I've got a feeling that one trend you're going to see popping up in theater everywhere is a sense of pop, and by that I mean work that is created to entertain as opposed to shock or create controversy.

When times are tough (recession, war etc), people want to go out to forget about their troubles, not get beaten over the head with them. Neil Simon's a pretty good example of this -- Odd Couple and Barefoot in the Park were huge in the early 60's while the country was tearing itself in two over the Vietnam War.

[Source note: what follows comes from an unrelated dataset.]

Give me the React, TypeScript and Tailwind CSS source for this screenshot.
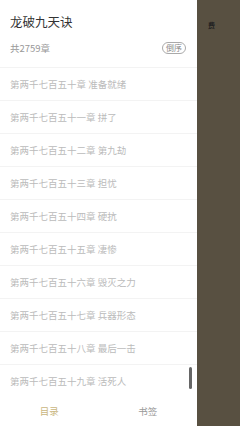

And to be honest, I'm pretty happy about a little more pop in theater. It appeals to a larger audience (which theater really needs to right now), and it's fun. Theater will always be a home for breaking down the issues of the day in a more complex fashion than any other medium, just as it will always be home to experimentation with form and style. But if, for the next little while, we start to see more work which appeals to a mass audience, I am all for it.

Thanks for the post, and keep up the good work.

-CB

joshcon80 said...

@Carl Benson

"I've got a feeling that one trend you're going to see popping up in theater everywhere is a sense of pop, and by that I mean work that is created to entertain..."

Fingers crossed. I would love a theater that's more fun. Or fun at all.